The Jihadists, who don’t always elucidate their unsmiling beliefs while creating a singular universe to refute the peaceful pleadings of a local Imam, improvise in kangaroo courts and order floggings, whippings, stonings, and death to those who disobey. The situation worsens when Kidane, a generally soft-spoken individual whose family is mostly off the occupiers’ radar, takes hot-headed action against a local fisherman who has killed one of Kidane’s cows. As in the real headlines that populate the news—the Islamic State recently beheaded a Syrian offender for smoking—Sissako’s story is based on the 2012 stoning deaths of a man and woman, parents of two young children, in a small town in Mali. Their crime? That they were not married in the eyes of God. There is no live and let live here. What struck the director even more was that the execution, shown on the internet, “was greeted with total indifference by the media and the world.” The film offers up little hope for any the towns in Asia and Africa that are experiencing ISIS atrocities such as the ones on display here. Like a Michael Moore documentary, it does want to enrage you into political and humanitarian action.

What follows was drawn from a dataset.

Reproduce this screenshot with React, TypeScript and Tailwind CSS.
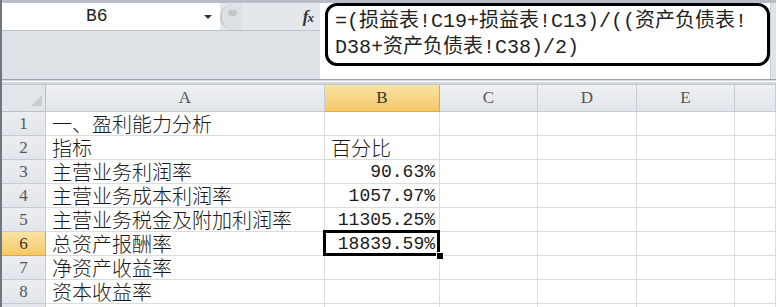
import React from "react"

const cjk = "font-['Noto_Sans_CJK_SC',sans-serif] font-light"
const mono = "font-['Liberation_Mono','Noto_Sans_CJK_SC',monospace]"

const rows: { a: string; b: string; right?: boolean }[] = [
  { a: "一、盈利能力分析", b: "" },
  { a: "指标", b: "百分比" },
  { a: "主营业务利润率", b: "90.63%", right: true },
  { a: "主营业务成本利润率", b: "1057.97%", right: true },
  { a: "主营业务税金及附加利润率", b: "11305.25%", right: true },
  { a: "总资产报酬率", b: "18839.59%", right: true },
  { a: "净资产收益率", b: "" },
  { a: "资本收益率", b: "" },
]

const cols = ["A", "B", "C", "D", "E", ""]

export default function App() {
  return (
    <div className="w-[776px] h-[307px] overflow-hidden bg-[#dfe3e8] flex flex-col border-l-2 border-[#6f7680]">
      {/* top strip */}
      <div className="h-[3px] bg-[#b9bec5] shrink-0" />

      {/* formula bar */}
      <div className="h-[76px] flex shrink-0">
        <div className="w-[320px] flex flex-col">
          <div className="h-[28px] flex items-stretch border-b border-[#bcc2c9]">
            <div className="w-[218px] bg-white flex items-center relative">
              <span className={`${mono} text-[18px] text-[#222] ml-[84px]`}>B6</span>
              <span className="absolute left-[202px] top-[12px] w-0 h-0 border-l-[4px] border-r-[4px] border-t-[4px] border-l-transparent border-r-transparent border-t-[#333]" />
            </div>
            <div className="flex-1 flex items-center bg-[#e4e7eb]">
              <div className="w-[22px] h-[26px] rounded-l-full border-l-2 border-[#c6cbd1] bg-[#dde1e6] flex items-center justify-center">
                <div className="w-[9px] h-[6px] rounded-full bg-[#c3c7cc] -mt-[8px]" />
              </div>
              <div className="flex-1" />
              <span className="font-['Liberation_Serif',serif] italic font-bold text-[17px] text-[#333] mr-[7px] tracking-[-1px]">
                f<span className="text-[13px]">x</span>
              </span>
            </div>
          </div>
          <div className="flex-1" />
        </div>
        <div className="flex-1 bg-white pl-[5px] pb-[12px]">
          <div
            className={`${mono} h-[63px] w-[445px] border-[3px] border-black rounded-[12px] text-[20px] leading-[26px] text-[#222] pl-[7px] pt-[3px] whitespace-nowrap`}
          >
            <div>=(损益表!C19+损益表!C13)/((资产负债表!</div>
            <div>D38+资产负债表!C38)/2)</div>
          </div>
        </div>
        <div className="w-[6px] border-l border-[#c9ced4]" />
      </div>

      {/* divider */}
      <div className="h-[6px] shrink-0 border-t border-[#9aa1aa] bg-[#d4d9df] flex flex-col">
        <div className="h-[1px] bg-white mt-[1px]" />
        <div className="flex-1" />
        <div className="h-[1px] bg-[#c2c7cd]" />
      </div>

      {/* grid */}
      <div className="grid grid-cols-[44px_279px_115px_98px_99px_98px_1fr] grid-rows-[27px_repeat(8,24px)_24px] bg-white">
        {/* header row */}
        <div className="bg-[#e2e6eb] border-r border-b border-[#b8bfc7] relative">
          <span className="absolute right-[3px] bottom-[5px] w-0 h-0 border-l-[11px] border-l-transparent border-b-[11px] border-b-[#c9cdd2]" />
        </div>
        {cols.map((c, i) => (
          <div
            key={i}
            className={`flex items-center justify-center border-r border-b font-['Liberation_Serif',serif] text-[17px] ${
              c === "B"
                ? "bg-gradient-to-b from-[#fbe3a3] to-[#f4c866] border-[#e2a93b] text-[#333]"
                : "bg-gradient-to-b from-[#eef0f3] to-[#e1e5ea] border-[#c6ccd3] text-[#555]"
            }`}
          >
            {c}
          </div>
        ))}

        {rows.map((r, i) => {
          const sel = i === 5
          return (
            <React.Fragment key={i}>
              <div
                className={`flex items-center justify-center border-r border-b font-['Liberation_Serif',serif] text-[17px] ${
                  sel
                    ? "bg-gradient-to-b from-[#fbe3a3] to-[#f4c866] border-[#e2a93b] text-[#333]"
                    : "bg-gradient-to-b from-[#eceef1] to-[#e1e5ea] border-[#c6ccd3] text-[#555]"
                }`}
              >
                {i + 1}
              </div>
              <div className={`${cjk} text-[20px] leading-[22px] text-[#1a1a1a] flex items-center pl-[6px] border-r border-b border-[#dadcdf] whitespace-nowrap`}>
                {r.a}
              </div>
              <div
                className={`relative flex items-center border-r border-b border-[#dadcdf] ${
                  r.right ? `${mono} justify-end pr-[4px] text-[18px]` : `${cjk} pl-[6px] text-[20px]`
                } text-[#1a1a1a] leading-[22px] ${sel ? "z-10" : ""}`}
              >
                {r.b}
                {sel && (
                  <>
                    <span className="absolute -left-[2px] -top-[2px] -right-[1px] -bottom-[1px] border-[3px] border-black" />
                    <span className="absolute -right-[5px] -bottom-[5px] w-[8px] h-[8px] bg-black border border-white z-20" />
                  </>
                )}
              </div>
              {[0, 1, 2, 3].map((k) => (
                <div key={k} className="border-r border-b border-[#dadcdf]" />
              ))}
            </React.Fragment>
          )
        })}
        <div className="bg-[#e2e6eb] border-r border-[#c6ccd3]" />
        {[0, 1, 2, 3, 4, 5].map((k) => (
          <div key={k} className="border-r border-[#dadcdf]" />
        ))}
      </div>
    </div>
  )
}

While disgust pushed Sissako to create a subtle, rage-fueled statement in “Timbuktu,” with a deliberate rhythm that eschews pompous realism, it was his training (in Russia) that has embraced an effective, rambling story (which he co-wrote with first time screenwriter Kessen Tall) about the village’s dwindling inhabitants and their bumbling, sadly committed oppressors.
There’s no oasis to be found in this film’s arid landscape. Peaceful co-existence is just a mirage.